Гессен демонстративно поплыл к выходу, действуя круглым плечом как идейным тараном, жестоко поблескивали золотые его очки. Многие из правоверных ушли за ним. Зал пустел.

Мне случилось однажды наблюдать Есенина исподтишка. Он только что вернулся из Америки, подбитый душой. День был скверный, мозглый, дул продувной ветер. В Тиргартене стучали сучья.

Есенин медленно шел улицей, рассеянно глядя в толпу. Его движения были лунатичны. Тело как-то окисло. Он остановился, намереваясь, видимо, пересечь улицу. Но тут же забыл об этом.

Он вспоминал долго и мучился тем, что забыл. Потом растерянно махнул рукою, отошел и сел на влажную от дождя ступеньку магазина, блистающего пышными своими витринами. Какой-то немец здесь же сказал ему, что сидеть нельзя. Он с болью посмотрел на немца, послушно встал и пошел в никуда, как говаривали имажинисты.

Здесь я его окликнул.

Когда я ехал сюда, в деревню, я несколько раз спрашивал встречных, далеко ли до Есенино. Ни один человек не ответил сразу. Только двое догадались, что я ищу деревню, где жил Есенин.

Так в расшатавшейся своей жизни Есенин спрашивал многих, как ему спастись, потому что спастись он хотел мучительно. И лишь немногие догадывались, что он не потому потерян, что пьян, но пьян потому, что потерян...

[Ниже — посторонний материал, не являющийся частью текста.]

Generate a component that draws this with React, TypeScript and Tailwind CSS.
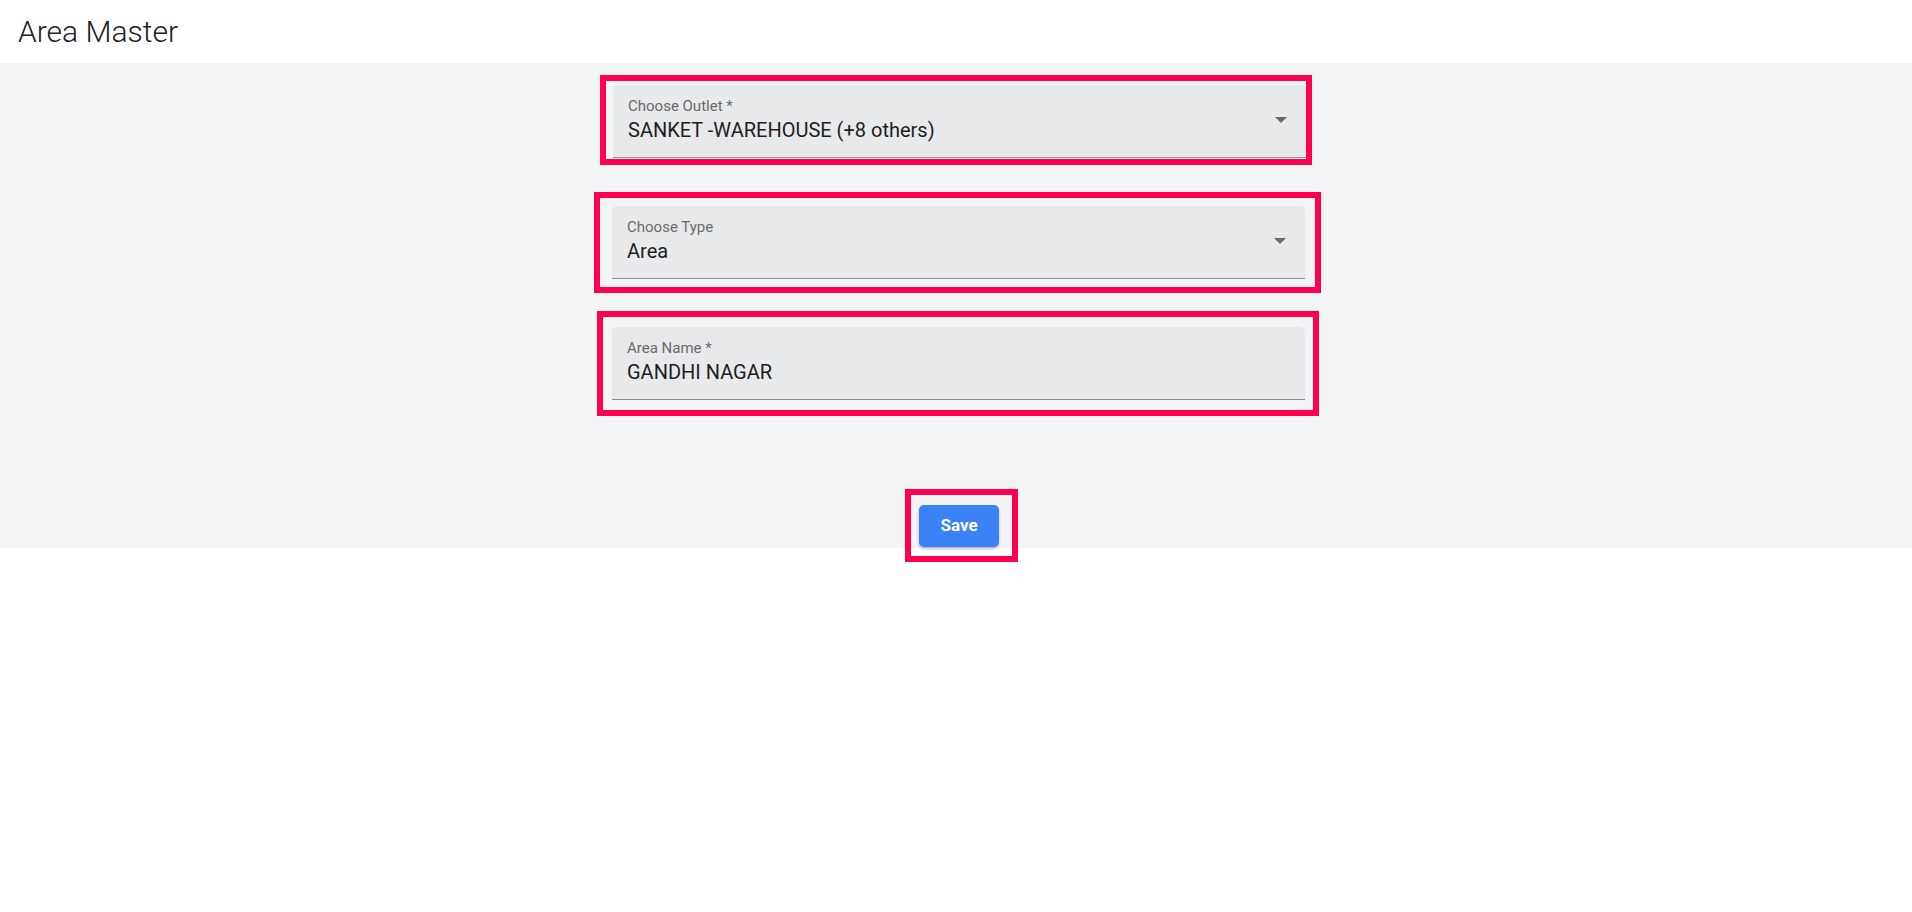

Из Есенино уезжаешь с чувством пустым. Голая, скучная деревня среди роскоши приокских земель. Она ни о чем не говорит, никого не напоминает, не хранит никаких следов. И здесь, среди сородичей и односельчан, не имел Есенин корней. Заплутавший путник искал торной дороги, но ее не угадывали глаза. Возвращался к отцовым могилам, но молчали холодные, замшелые плиты.

Пора ехать и мне. Голая, пыльная улица — долгий ряд тесно сжавшихся трехоконных изб. И посреди улицы часовенка с шатнувшимися куполками. Ее куполки — как вехи есенинского больного пути.

1926

 

[1] Минский Николай Максимович (1855–1937) — русский поэт и писатель-мистик, адвокат.

[2]  Гессен Сергей Иосифович (1887–1950) — русский философ-неокантианец, педагог, правовед, публицист, соредактор журнала «Логос».